Using fencing around your plants will help keep them and your cat safe. Cats and other animals cannot usually get past the barrier.
Another option is to use an outdoor cat enclosure. These pens allow your cat to enjoy the outdoors without dealing with the hazards of roaming at large.
Are Cooked Tomatoes Safer?
The toxic compounds found in tomatoes are not completely killed with cooking, contrary to popular belief. Only the enzymes responsible for creating the poisons end up being destroyed, not the poisons themselves, debunking this common belief.
However, the same principles apply to cooked tomatoes as applied to tomatoes served raw. The owner needs to be diligent about removing the seeds and cutting the fruit into small enough pieces to avoid choking or gastrointestinal obstructions.
When the tomatoes are ripe and prepared properly, they are not as likely to pose problems. Whether to cook the tomatoes or not will depend on personal preference. Some cats take better to cooked foods, while some do better with raw foods.
Cooking can, in fact, prevent a lot of problems with possible contamination, according to writer Kristen Torres. Good rinsing prior to cooking makes a difference in eliminating toxins.

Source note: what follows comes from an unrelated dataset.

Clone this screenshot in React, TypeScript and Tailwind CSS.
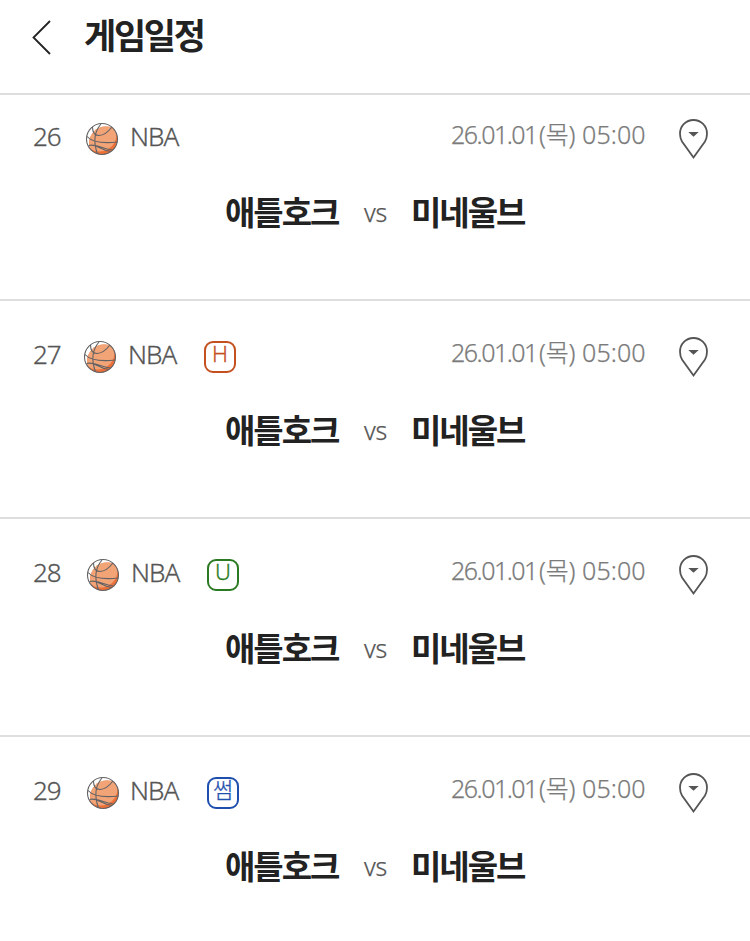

Can Cats Be Allergic to Tomatoes?
Cats having allergic reactions to tomatoes is rare but does happen. Some cats might also have an intolerance and both of these situations are difficult to predict. As much as some cats enjoy tomatoes, they should be treated as a treat, not a necessity.

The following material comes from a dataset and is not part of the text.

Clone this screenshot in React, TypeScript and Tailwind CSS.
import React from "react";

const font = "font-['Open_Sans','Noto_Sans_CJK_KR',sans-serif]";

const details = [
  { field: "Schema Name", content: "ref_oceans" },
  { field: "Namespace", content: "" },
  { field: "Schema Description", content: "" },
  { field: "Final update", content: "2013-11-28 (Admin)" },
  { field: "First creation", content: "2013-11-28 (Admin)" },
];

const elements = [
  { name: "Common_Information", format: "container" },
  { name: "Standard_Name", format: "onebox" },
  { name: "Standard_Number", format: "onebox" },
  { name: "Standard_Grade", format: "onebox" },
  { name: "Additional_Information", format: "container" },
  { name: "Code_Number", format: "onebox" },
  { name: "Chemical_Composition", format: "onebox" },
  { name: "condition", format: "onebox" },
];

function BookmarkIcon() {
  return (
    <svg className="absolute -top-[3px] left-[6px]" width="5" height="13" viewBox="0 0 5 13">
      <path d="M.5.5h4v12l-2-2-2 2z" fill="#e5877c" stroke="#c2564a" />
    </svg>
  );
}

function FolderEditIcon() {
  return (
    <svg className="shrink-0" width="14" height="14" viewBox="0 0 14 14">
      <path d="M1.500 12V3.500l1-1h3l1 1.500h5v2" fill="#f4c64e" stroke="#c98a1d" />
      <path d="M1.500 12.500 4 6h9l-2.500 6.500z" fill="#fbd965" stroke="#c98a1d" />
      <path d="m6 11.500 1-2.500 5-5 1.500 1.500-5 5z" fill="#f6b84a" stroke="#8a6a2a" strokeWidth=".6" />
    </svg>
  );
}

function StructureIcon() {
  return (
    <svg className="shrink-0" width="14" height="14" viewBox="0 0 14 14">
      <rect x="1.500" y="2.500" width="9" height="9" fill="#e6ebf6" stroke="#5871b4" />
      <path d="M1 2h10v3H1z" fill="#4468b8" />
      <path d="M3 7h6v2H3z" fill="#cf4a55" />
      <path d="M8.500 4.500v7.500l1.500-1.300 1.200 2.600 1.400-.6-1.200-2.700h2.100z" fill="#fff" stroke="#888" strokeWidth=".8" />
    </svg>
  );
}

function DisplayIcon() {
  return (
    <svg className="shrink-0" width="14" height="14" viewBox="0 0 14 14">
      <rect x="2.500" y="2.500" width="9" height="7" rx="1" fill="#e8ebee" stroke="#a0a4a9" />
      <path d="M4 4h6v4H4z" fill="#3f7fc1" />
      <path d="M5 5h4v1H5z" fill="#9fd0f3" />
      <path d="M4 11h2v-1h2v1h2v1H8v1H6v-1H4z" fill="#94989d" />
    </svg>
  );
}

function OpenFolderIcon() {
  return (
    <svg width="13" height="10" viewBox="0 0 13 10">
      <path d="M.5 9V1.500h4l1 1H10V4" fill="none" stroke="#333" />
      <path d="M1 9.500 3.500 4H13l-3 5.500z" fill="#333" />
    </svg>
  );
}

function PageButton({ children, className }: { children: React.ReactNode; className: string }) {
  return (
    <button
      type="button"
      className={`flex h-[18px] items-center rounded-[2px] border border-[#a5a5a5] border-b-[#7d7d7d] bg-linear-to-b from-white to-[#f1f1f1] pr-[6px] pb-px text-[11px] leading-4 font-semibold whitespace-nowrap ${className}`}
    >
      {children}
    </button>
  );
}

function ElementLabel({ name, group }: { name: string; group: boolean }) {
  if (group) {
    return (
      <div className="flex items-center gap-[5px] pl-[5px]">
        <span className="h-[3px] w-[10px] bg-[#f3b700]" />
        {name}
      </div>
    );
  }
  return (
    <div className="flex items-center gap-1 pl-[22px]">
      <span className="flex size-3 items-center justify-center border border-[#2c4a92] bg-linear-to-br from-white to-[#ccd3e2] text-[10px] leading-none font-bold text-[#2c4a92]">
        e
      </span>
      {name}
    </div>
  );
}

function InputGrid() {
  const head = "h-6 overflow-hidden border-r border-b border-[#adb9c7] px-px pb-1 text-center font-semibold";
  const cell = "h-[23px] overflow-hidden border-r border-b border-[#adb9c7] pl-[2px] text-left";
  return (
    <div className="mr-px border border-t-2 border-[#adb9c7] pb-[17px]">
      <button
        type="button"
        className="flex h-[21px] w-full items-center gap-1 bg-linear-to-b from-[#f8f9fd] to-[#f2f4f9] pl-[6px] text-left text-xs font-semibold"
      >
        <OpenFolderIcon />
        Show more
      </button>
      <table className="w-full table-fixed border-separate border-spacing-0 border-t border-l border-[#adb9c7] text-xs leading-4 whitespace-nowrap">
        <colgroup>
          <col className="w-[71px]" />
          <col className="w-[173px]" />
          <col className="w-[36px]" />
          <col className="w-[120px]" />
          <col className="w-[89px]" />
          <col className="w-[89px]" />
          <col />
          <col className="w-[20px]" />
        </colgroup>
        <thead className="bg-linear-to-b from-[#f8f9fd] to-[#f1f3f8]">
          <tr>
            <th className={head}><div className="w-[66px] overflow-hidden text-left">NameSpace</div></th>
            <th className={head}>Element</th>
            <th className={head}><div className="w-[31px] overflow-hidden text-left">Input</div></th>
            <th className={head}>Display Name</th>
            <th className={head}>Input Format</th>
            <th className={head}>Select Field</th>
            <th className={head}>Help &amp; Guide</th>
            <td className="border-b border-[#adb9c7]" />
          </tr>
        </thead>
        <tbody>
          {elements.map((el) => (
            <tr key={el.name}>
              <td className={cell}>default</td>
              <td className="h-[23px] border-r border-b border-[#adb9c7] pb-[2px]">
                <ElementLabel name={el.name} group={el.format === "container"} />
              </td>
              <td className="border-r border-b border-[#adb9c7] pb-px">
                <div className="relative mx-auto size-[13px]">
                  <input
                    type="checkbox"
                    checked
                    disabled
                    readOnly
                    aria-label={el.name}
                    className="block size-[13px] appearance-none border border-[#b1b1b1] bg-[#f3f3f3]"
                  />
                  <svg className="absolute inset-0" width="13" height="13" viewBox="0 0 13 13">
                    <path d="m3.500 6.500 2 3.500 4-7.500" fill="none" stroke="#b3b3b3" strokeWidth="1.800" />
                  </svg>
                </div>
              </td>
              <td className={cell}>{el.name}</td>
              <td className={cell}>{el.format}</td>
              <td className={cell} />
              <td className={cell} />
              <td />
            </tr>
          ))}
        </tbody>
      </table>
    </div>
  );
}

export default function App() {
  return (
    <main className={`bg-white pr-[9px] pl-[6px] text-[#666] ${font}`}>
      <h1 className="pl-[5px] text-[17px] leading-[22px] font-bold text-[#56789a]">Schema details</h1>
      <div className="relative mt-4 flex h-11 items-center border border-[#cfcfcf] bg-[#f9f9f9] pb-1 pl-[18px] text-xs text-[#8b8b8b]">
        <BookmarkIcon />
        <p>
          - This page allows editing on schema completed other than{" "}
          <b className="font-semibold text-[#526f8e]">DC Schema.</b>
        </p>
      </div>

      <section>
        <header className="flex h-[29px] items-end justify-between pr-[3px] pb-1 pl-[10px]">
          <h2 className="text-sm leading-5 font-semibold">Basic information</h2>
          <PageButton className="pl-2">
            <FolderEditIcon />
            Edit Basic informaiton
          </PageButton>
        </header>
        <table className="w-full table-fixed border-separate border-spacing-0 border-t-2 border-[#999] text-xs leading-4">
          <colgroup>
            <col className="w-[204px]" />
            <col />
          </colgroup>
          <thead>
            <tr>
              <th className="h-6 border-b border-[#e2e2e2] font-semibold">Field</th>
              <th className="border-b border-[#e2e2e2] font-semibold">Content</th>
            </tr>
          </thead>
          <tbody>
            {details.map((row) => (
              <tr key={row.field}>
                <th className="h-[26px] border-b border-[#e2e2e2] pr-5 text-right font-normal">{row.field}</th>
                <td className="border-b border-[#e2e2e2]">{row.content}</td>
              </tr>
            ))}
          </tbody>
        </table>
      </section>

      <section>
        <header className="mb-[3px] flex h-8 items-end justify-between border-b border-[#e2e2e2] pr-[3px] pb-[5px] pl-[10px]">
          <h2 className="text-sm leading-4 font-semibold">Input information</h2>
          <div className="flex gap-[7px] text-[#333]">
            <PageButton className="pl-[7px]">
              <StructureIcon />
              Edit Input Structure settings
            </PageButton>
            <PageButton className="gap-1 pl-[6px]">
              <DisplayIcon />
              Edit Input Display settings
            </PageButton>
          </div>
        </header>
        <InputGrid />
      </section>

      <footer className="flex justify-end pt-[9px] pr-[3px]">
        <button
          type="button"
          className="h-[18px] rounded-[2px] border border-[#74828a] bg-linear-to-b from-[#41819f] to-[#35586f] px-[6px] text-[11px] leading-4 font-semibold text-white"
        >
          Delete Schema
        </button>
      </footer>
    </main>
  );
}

According to Cattention, which treats tomatoes as questionably safe for cats, allergic reaction signs include runny eyes, itchy skin with scratching, and coughing or sneezing.
A cat that shows signs of an allergy to any food is best avoiding it, which takes care of most of the problems. Otherwise, they will experience a lot of discomfort and the possibility of even more serious reactions over time.
Since tomatoes are likely to be an ingredient in natural cat foods, you will need to get into the habit of reading ingredient labels to spot problem ingredients.
Is There a Toxicity Level for Tomatoes?
Barring an allergy, most cats will experience mild reactions to ingesting tomatoes, if at all. According to KittenToob, tomatoes contain alkaloid solanine.
This compound mostly affects the lower GI tract, leading to symptoms like vomiting or diarrhea. When severe enough, symptoms might include confusion, lethargy, or weakness. When such symptoms occur, a vet visit will help restore your kitty to health.
Writer Susan Paretts notes that the plants, particularly leaves, contain tomatine. When the tomatoes are still green, they contain more of the chemical.
Symptoms of tomatine poisoning include drooling and behavioral changes, in addition to stomach upsets. Seizures or tremors are also possible. When you suspect poisoning is the culprit, you should seek veterinary attention as soon as possible.
Should you catch your cat in the act of consuming a tomato plant, it is best to err on the side of caution and get veterinary help. Your vet will be in a position to help mitigate the worst effects if your cat has consumed the toxins.
Although ingesting enough of these poisons to result in death is thankfully rare, the signs of poisoning should always be taken seriously. It is always better safe than sorry where these types of situations are concerned because declines may be rapid.
The Bottom Line
Tomatoes can be a fun treat for cats when given in moderation. Knowing how to prepare this food and give it to your cat properly is a good way to eliminate any possible problems and help your cat associate the new addition with good times.
Even though there are possible health risks, they are not usually serious enough to warrant keeping the vegetable completely out of your cat’s diet. Your cat eating a tomato is nothing that ought to cause serious concern if you are aware of the risks.
If you have any doubts about cats and tomatoes, this video shows how much cats can enjoy them. They may not be every cat’s favorite treat, but they’re not the worst option available, by any means.
The next time you’re wondering about introducing tomatoes to your cat’s diet, consider giving this popular treat a try.
If your cat doesn’t like them, they haven’t lost anything. If they do like them, they have a great nutritional treat to enjoy.